The choice is stark. Either countries such as Greece and Spain move rapidly to overthrow capitalism, and to establish a new society, or economic stability will be restored by quashing the working class, dismantling social services and slashing wages. This is a choice that can not be confined to one country. The revolutionary option will only succeed if it rapidly spreads. The current crisis can not be transcended through half-measures and limited reforms. We need to think in bold terms, to view our commitment to building a new society as an immediate strategic priority, not as a goal for some vaguely defined future.

[1] In a letter to Engels written on September 25, 1856, Marx suggested that the crisis had “assumed European dimensions such as have never been seen before.” The two revolutionaries would not “be able to spend much longer here merely as spectators.” Karl Marx and Frederick Engels, Collected Works (London: Lawrence and Wishart, 1983), 40:72.
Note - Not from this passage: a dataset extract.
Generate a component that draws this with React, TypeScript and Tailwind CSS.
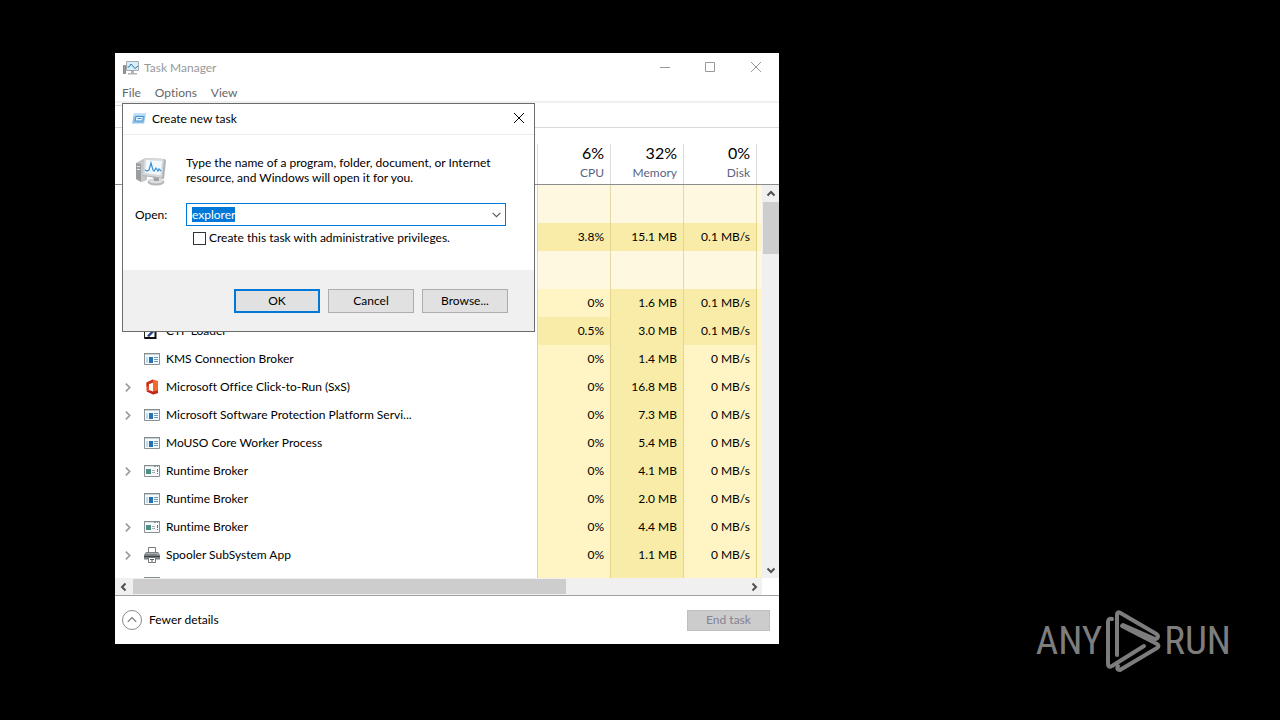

[2] John Maynard Keynes, The General Theory of Employment, Interest and Money (London: Macmillan, 1936), p. 161.

[3] The federal government did not collect statistics on unemployment during the 1930s, so economic historians have calculated rough estimates based on the available statistics concerning output and income. In 1940, the current system was initiated, based on monthly surveys of the labor force. The estimates of unemployment rates from the 1930s, therefore, are not comparable to the current statistics.

[4] Frank Knight, “The Economic Principles of the New Deal,” in Morton J. Frisch and Martin Diamond, The Thirties: Reconsideration in the Light of the American Political Tradition (De Kalb: Northern Illinois University Press, 1968), p. 92.

[5] William Leuchtenberg, Franklin D. Roosevelt and the New Deal, 1932–40 (New York: Harper and Row, 1963), p. 244.

[6] Richard Polenberg, “The Decline of the New Deal, 1937–1940,” in John Braeman, Robert H. Bremner and David Brody, eds., The New Deal: The National Level (Columbus: Ohio State University Press, p. 255.

[7] Knight, “Economic Principles,” p. 94.

[8] Leuchtenberg, Roosevelt and the New Deal, pp. 125–8.